Task to complete: Give again exactly the lines that run from the start of the records to the line holding "const statusGrey = '#676767'", both ends counted. Do not include the pictures.

##### Records supplied #####

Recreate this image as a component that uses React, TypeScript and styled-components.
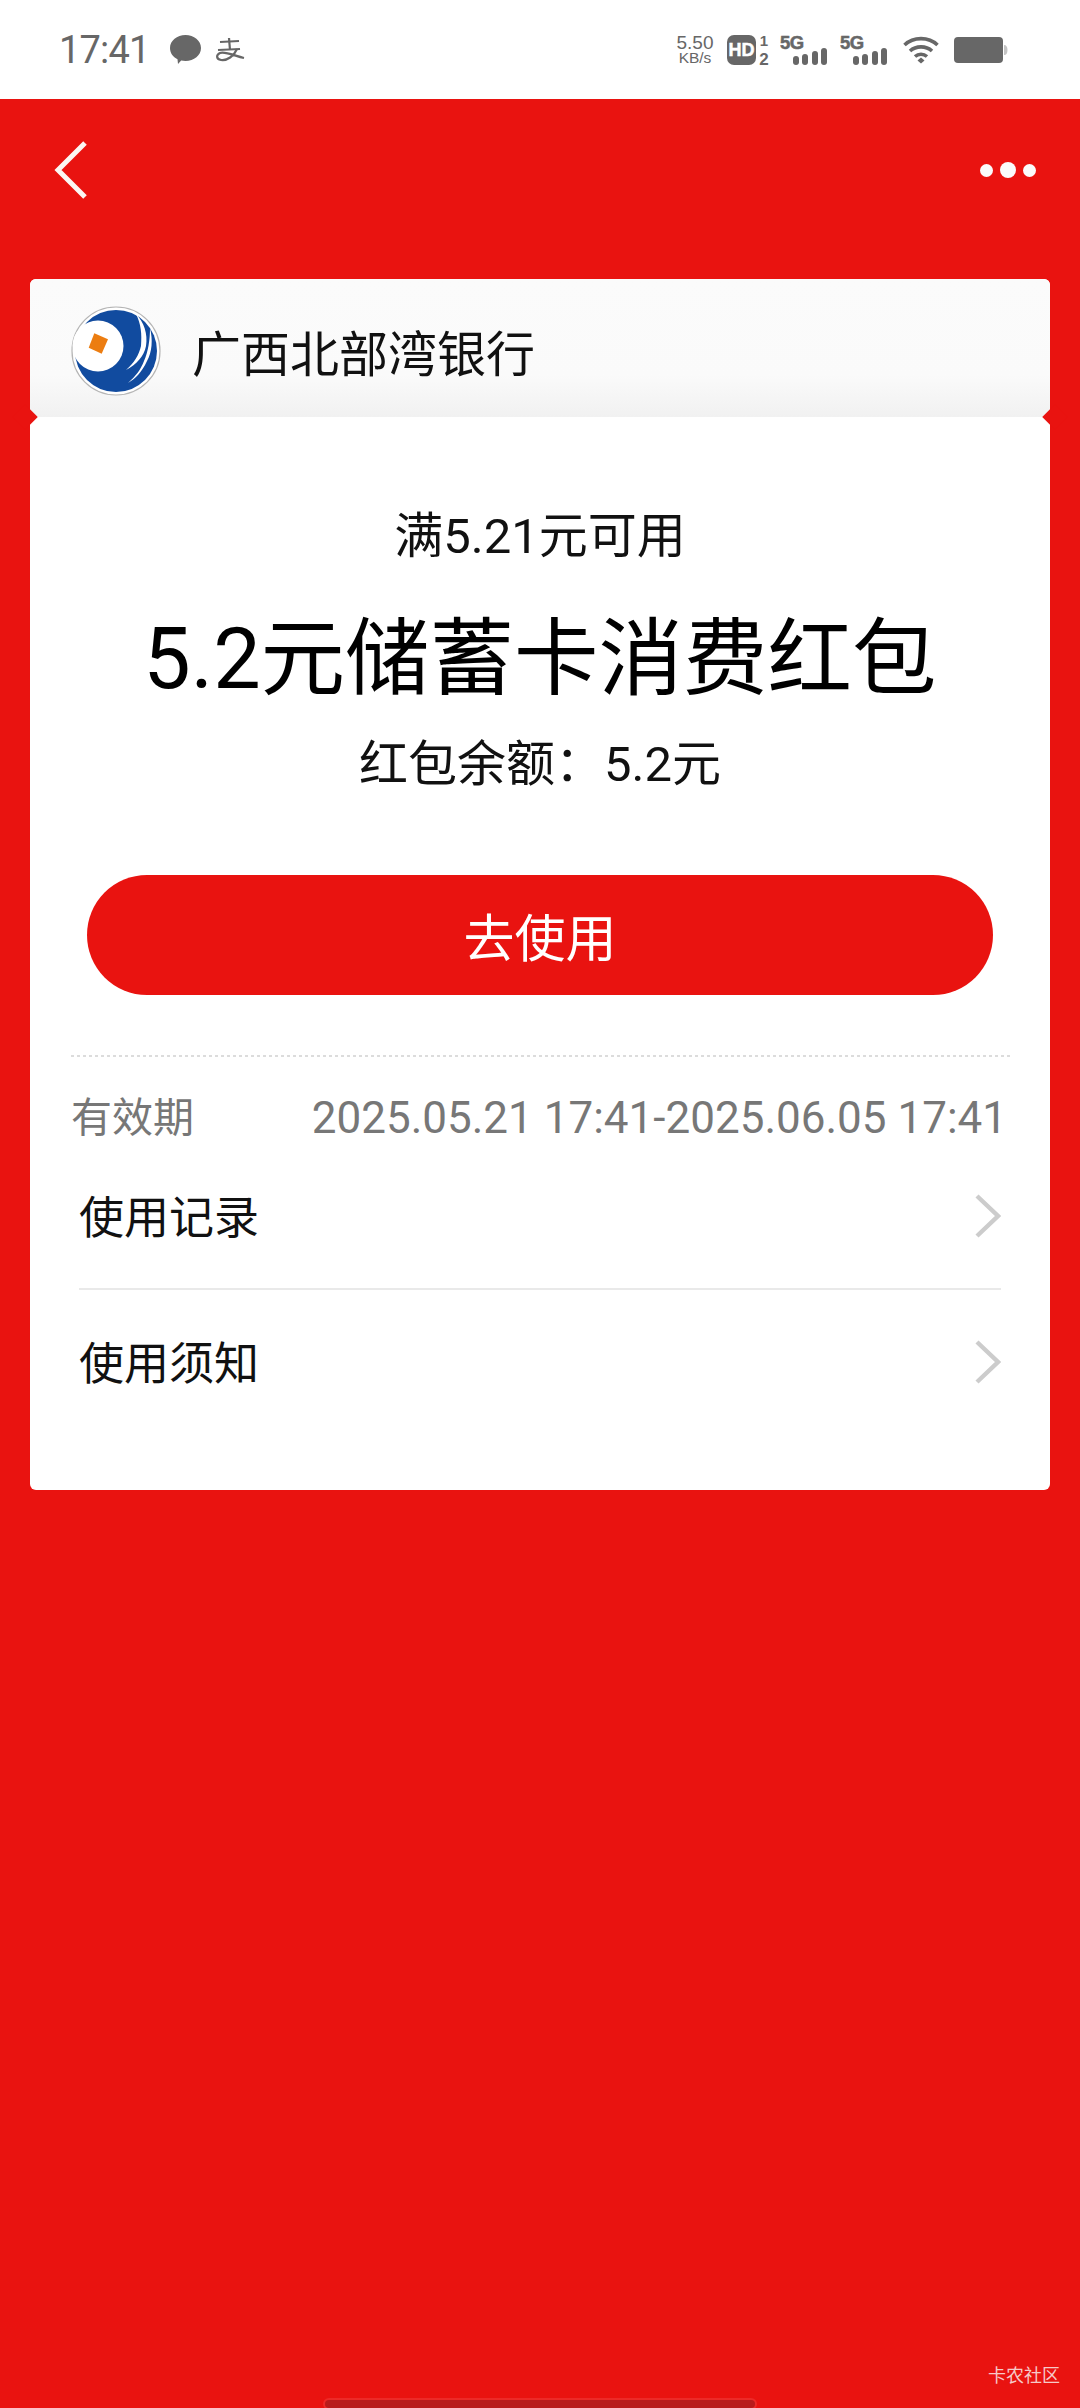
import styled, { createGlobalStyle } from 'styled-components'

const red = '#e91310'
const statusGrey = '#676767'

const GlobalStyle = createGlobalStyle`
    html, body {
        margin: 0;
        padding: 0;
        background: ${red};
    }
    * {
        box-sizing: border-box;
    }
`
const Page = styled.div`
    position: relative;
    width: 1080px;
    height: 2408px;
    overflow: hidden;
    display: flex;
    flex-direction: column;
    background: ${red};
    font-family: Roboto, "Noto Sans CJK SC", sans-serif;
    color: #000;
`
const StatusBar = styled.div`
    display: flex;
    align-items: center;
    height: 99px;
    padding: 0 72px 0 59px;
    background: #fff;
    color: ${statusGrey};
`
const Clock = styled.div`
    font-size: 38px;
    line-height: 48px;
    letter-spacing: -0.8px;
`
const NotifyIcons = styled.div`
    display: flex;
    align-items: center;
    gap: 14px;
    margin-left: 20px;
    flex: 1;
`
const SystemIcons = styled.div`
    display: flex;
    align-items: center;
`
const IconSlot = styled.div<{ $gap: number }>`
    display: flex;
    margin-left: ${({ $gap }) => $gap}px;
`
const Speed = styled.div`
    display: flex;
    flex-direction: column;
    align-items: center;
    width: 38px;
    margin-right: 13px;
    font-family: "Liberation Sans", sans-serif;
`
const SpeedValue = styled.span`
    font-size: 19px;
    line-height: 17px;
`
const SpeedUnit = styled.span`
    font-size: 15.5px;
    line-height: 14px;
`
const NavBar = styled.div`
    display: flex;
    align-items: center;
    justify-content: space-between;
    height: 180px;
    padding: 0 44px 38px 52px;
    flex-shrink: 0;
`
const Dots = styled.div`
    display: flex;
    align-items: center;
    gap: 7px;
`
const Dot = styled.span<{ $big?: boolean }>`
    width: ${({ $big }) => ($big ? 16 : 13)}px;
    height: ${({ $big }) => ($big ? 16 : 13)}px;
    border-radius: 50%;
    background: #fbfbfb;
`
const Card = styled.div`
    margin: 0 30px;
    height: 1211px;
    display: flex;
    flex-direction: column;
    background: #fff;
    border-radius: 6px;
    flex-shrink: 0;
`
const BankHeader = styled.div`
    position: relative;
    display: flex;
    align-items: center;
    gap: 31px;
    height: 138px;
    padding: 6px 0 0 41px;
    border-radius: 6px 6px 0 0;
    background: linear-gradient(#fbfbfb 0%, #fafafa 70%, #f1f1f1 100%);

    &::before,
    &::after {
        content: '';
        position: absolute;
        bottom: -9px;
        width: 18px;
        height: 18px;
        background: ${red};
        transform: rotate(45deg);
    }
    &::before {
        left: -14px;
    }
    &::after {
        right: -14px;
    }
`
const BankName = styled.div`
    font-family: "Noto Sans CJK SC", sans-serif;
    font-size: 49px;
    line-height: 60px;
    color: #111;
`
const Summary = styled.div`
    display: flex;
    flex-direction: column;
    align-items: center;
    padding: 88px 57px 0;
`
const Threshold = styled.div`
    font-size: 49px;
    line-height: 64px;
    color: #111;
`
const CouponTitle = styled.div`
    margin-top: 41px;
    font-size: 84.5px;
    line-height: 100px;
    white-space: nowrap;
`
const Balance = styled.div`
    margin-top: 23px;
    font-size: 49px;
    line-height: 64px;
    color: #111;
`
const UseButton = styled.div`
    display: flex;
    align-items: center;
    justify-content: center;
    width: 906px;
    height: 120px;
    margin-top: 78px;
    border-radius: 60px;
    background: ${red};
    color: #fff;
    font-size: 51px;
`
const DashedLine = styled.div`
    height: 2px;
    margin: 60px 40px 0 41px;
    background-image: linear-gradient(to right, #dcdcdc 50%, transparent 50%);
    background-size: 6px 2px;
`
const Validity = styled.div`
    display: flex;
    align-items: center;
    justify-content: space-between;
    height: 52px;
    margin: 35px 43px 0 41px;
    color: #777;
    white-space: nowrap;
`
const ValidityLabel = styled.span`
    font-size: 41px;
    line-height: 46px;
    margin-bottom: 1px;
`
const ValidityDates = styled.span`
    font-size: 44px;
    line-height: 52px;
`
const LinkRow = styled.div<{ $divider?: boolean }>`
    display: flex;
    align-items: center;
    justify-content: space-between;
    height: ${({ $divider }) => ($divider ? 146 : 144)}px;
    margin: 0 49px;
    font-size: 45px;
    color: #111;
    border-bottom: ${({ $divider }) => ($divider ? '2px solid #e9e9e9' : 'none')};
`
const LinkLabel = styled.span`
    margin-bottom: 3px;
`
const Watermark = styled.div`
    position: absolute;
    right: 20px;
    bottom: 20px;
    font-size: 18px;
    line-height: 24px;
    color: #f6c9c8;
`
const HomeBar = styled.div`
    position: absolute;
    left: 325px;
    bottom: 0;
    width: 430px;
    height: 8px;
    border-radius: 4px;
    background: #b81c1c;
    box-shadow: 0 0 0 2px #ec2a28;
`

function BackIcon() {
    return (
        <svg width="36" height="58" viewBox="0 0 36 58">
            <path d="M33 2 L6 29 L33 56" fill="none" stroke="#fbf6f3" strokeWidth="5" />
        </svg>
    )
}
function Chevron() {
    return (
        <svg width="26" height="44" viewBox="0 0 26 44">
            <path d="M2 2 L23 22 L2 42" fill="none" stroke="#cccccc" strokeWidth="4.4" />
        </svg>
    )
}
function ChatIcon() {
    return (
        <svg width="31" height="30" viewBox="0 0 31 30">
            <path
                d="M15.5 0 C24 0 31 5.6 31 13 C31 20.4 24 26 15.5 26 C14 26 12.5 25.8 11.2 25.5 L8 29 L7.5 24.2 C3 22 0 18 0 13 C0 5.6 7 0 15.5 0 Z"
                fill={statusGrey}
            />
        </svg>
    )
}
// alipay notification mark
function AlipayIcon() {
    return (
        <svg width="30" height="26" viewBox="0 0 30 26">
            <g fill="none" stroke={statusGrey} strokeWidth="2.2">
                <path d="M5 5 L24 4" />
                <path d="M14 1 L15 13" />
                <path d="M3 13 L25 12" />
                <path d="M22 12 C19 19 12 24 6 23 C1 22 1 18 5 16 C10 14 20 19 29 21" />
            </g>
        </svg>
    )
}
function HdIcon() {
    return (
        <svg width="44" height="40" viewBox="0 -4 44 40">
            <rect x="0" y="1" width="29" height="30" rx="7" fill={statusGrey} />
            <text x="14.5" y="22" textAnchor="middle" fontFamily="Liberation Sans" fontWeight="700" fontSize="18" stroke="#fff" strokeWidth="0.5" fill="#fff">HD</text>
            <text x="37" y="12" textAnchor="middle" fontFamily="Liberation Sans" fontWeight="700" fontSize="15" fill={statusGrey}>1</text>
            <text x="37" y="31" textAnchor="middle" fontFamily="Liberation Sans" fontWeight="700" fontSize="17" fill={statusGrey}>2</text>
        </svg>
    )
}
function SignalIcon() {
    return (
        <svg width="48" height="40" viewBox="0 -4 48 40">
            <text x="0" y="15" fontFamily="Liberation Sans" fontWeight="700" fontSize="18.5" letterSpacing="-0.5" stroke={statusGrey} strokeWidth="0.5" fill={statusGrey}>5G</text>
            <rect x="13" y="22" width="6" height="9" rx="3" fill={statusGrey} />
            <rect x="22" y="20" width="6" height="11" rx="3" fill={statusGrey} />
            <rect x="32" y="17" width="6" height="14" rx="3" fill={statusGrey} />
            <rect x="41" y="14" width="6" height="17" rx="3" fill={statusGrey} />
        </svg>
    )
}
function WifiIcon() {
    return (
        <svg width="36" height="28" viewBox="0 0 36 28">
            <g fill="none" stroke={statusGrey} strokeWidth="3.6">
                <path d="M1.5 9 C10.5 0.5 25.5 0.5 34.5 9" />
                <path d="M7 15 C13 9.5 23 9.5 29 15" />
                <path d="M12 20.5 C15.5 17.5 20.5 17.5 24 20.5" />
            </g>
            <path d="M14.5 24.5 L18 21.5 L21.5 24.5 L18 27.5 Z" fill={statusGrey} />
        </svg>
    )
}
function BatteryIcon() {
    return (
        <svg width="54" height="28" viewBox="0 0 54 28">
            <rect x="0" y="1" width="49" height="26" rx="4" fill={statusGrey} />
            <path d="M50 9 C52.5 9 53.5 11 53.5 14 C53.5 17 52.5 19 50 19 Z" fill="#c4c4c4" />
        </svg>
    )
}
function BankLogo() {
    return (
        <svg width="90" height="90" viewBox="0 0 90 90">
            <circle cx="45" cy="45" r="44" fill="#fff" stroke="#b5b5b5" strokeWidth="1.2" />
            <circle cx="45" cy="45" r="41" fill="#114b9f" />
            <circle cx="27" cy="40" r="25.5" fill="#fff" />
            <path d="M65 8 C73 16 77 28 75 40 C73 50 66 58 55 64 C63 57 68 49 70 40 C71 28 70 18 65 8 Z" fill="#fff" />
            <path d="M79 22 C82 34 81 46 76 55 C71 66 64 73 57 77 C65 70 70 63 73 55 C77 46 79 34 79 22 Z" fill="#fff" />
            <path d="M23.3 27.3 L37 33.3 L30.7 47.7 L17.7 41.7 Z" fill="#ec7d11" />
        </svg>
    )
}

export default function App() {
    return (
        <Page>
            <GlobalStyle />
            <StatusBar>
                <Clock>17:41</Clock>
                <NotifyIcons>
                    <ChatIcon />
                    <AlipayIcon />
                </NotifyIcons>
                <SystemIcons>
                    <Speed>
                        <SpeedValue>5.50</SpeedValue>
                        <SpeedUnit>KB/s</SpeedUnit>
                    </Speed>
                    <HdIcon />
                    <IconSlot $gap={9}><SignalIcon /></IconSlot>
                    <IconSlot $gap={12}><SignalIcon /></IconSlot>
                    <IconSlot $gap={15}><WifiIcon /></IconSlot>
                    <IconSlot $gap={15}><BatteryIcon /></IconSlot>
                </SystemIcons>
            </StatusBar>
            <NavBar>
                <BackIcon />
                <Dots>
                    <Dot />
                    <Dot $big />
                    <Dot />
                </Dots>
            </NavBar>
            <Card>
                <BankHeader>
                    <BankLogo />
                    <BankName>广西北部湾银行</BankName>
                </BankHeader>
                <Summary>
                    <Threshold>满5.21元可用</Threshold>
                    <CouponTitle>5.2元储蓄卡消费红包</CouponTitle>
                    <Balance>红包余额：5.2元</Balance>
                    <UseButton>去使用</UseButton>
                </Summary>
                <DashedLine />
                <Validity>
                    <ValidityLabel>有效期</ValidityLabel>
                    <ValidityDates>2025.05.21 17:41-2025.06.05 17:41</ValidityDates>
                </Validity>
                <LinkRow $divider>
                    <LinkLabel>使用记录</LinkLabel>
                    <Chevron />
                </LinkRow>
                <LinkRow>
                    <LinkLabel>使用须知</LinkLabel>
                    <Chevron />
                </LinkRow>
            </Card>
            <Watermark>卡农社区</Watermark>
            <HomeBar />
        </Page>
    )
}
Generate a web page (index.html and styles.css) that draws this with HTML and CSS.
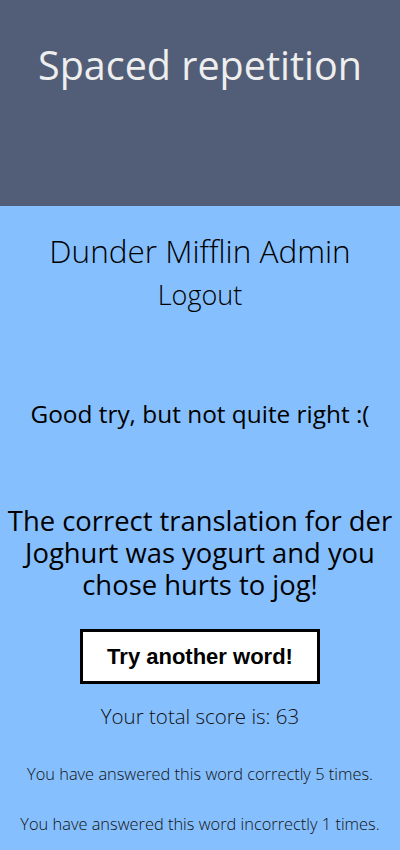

#####

Exercise response:
Recreate this image as a component that uses React, TypeScript and styled-components.
import styled, { createGlobalStyle } from 'styled-components'

const red = '#e91310'
const statusGrey = '#676767'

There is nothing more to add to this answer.